Selon l'analyse de l'organisation, des véhicules de transport de troupes Nimr Ajban, fabriqués aux Emirats arabes unis par le groupe national Edge, sont utilisés par les paramilitaires des Forces de soutien rapide (FSR) du général Mohamed Hamdane Daglo au Soudan, notamment au DarfourCes blindés sont équipés du système d'autoprotection Galix, conçus par KNDS-France et Lacroix. Doté de capteurs, il permet de détecter une menace et est équipé de plusieurs tubes lanceurs de fumigènes ou de munitions (de désencerclement ou de "neutralisation du personnel" situé à proximité du véhicule), détaille Lacroix sur son site internet.

Trois photos de véhicules équipés de systèmes Galix

En appui de son analyse, Amnesty International publie trois photos de véhicules équipés de ces systèmes Galix.
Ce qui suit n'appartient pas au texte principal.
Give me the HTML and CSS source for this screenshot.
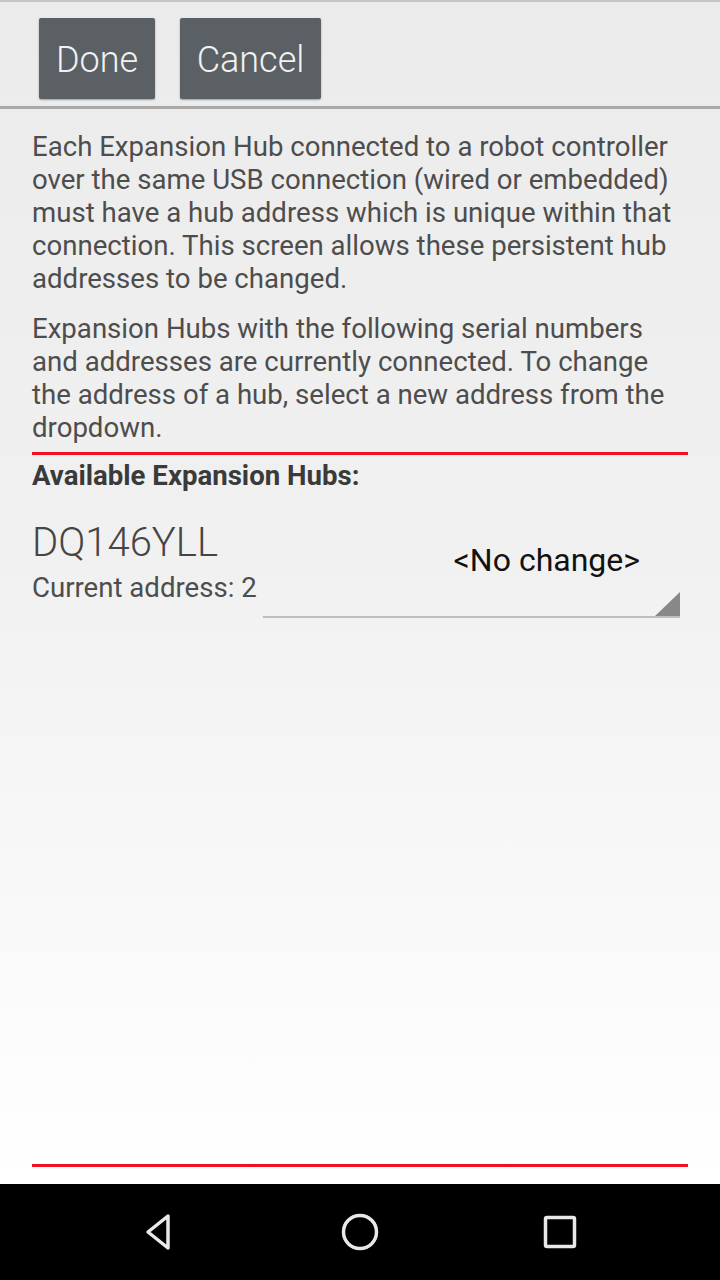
FILE: index.html
```html
<!DOCTYPE html>
<html>
<head>
<meta charset="utf-8">
<link rel="stylesheet" href="styles.css">
</head>
<body>
<div class="screen">
  <div class="topbar">
    <button class="btn btn-done">Done</button>
    <button class="btn btn-cancel">Cancel</button>
  </div>
  <div class="divider"></div>
  <div class="content">
    <p class="para p1">Each Expansion Hub connected to a robot controller over the same USB connection (wired or embedded) must have a hub address which is unique within that connection. This screen allows these persistent hub addresses to be changed.</p>
    <p class="para p2">Expansion Hubs with the following serial numbers and addresses are currently connected. To change the address of a hub, select a new address from the dropdown.</p>
    <div class="redline"></div>
    <div class="heading">Available Expansion Hubs:</div>
    <div class="hub">
      <div class="hub-info">
        <div class="serial">DQ146YLL</div>
        <div class="addr">Current address: 2</div>
      </div>
      <div class="spinner">
        <span class="spinner-text">&lt;No change&gt;</span>
        <span class="spinner-arrow"></span>
      </div>
    </div>
    <div class="spacer"></div>
    <div class="redline bottom"></div>
  </div>
  <div class="navbar">
    <svg class="nav-icon" width="40" height="40" viewBox="0 0 40 40"><path d="M32 4 L32 36 L12 20 Z" transform="translate(-4 0)" fill="none" stroke="#e8e8e8" stroke-width="3.5" stroke-linejoin="round"/></svg>
    <svg class="nav-icon" width="40" height="40" viewBox="0 0 40 40"><circle cx="20" cy="20" r="16.5" fill="none" stroke="#e8e8e8" stroke-width="3.5"/></svg>
    <svg class="nav-icon" width="40" height="40" viewBox="0 0 40 40"><rect x="5.5" y="5.5" width="29" height="29" rx="1.5" fill="none" stroke="#e8e8e8" stroke-width="3.5"/></svg>
  </div>
</div>
</body>
</html>
```

FILE: styles.css
```css
html, body {
  margin: 0;
  padding: 0;
}
body {
  width: 720px;
  height: 1280px;
  overflow: hidden;
  font-family: Roboto, "Noto Sans", sans-serif;
}
.screen {
  width: 720px;
  height: 1280px;
  display: flex;
  flex-direction: column;
  background: linear-gradient(to bottom, #ebebeb 0%, #f1f1f1 45%, #ffffff 92%);
}
.topbar {
  height: 106px;
  box-sizing: border-box;
  border-top: 2px solid #c4c4c4;
  padding: 16px 0 0 39px;
  display: flex;
  align-items: flex-start;
  gap: 25px;
}
.btn {
  height: 81px;
  border: none;
  border-radius: 2px;
  background: #5b6064;
  color: #f2f2f2;
  font-family: Roboto, sans-serif;
  font-size: 36px;
  font-weight: 300;
  padding: 3px 0 0 0;
  box-shadow: 0 1px 2px rgba(0,0,0,0.35);
}
.btn-done { width: 116px; }
.btn-cancel { width: 141px; }
.divider {
  height: 3px;
  background: #a9a9a9;
}
.content {
  flex: 1;
  display: flex;
  flex-direction: column;
  padding: 0 32px;
}
.para {
  margin: 0;
  font-size: 27.6px;
  line-height: 33px;
  color: #4d4d4d;
  font-weight: 400;
}
.p1 { margin-top: 21px; }
.p2 { margin-top: 17px; }
.redline {
  height: 3px;
  background: #f2101e;
  margin-top: 8px;
}
.heading {
  margin-top: 4px;
  font-size: 27.6px;
  line-height: 33px;
  font-weight: 700;
  color: #3a3a3a;
}
.hub {
  margin-top: 28px;
  display: flex;
  align-items: flex-start;
}
.hub-info {
  width: 231px;
}
.serial {
  font-size: 40px;
  line-height: 46px;
  font-weight: 300;
  color: #454545;
}
.addr {
  margin-top: 5px;
  font-size: 27.6px;
  line-height: 33px;
  color: #4d4d4d;
}
.spinner {
  width: 417px;
  height: 99px;
  margin-top: -1px;
  box-sizing: border-box;
  border-bottom: 2px solid #bdbdbd;
  display: flex;
  align-items: center;
  justify-content: flex-end;
  padding: 0 40px 16px 0;
  position: relative;
}
.spinner-text {
  font-size: 32px;
  color: #111;
}
.spinner-arrow {
  position: absolute;
  right: 0;
  bottom: 0;
  width: 0;
  height: 0;
  border-left: 25px solid transparent;
  border-bottom: 24px solid #888888;
}
.spacer { flex: 1; }
.redline.bottom {
  margin-top: 0;
  margin-bottom: 17px;
}
.navbar {
  height: 96px;
  background: #000;
  display: flex;
  align-items: center;
  justify-content: center;
  gap: 160px;
}
.nav-icon { display: block; }
```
Vérifiées par franceinfo, celles-ci datent de juin 2019, avril 2023 et novembre 2023. Il est difficile de savoir dans quelle mesure ce matériel, présent au Soudan depuis 2017, est utilisé depuis le début du conflit, en avril 2023.

"Le système Galix est déployé par les FSR dans ce conflit, et toute utilisation au Darfour constituerait une infraction évidente à l'embargo sur les armes de l'ONU. Le gouvernement français doit veiller à ce que Lacroix Défense et KNDS-France cessent immédiatement de fournir ce système aux Emirats arabes unis", dénonce Agnès Callamard.

Sollicité par l'AFP, le Secrétariat général de la défense et de la sécurité nationale (SGDSN), chargé du contrôle des exportations de matériel de guerre, n'a pas pris connaissance du rapport et n'a pas fait de commentaire, tout comme KNDS-France et Lacroix. Contactés par franceinfo, les ministères des Affaires étrangères et des Armées n'avaient pas non plus répondu.

Des dizaines de milliers de morts

Le Soudan fait l'objet d'un embargo de l'UE sur les ventes d'armes, tandis que l'ONU en impose un depuis 2004 pour la seule région du Darfour. L'ONG appelle à son extension à l'ensemble du territoire soudanais. "Si la France ne peut pas garantir par des contrôles à l'exportation, y compris la certification de l'utilisateur final, que les armes ne seront pas réexportées vers le Soudan, elle ne devrait pas autoriser ces transferts", plaide Amnesty.

La guerre au Soudan, qui a fait des dizaines de milliers de morts et des millions de déplacés, oppose depuis avril 2023 l'armée, dirigée par le général Abdel Fattah al-Burhane, aux paramilitaires des FSR de son ex-adjoint, le général Mohamed Hamdane Daglo. Les deux camps ont été accusés de crimes de guerre, notamment de bombardements aveugles de zones habitées, d'avoir visé délibérément des civils et bloqué l'aide humanitaire.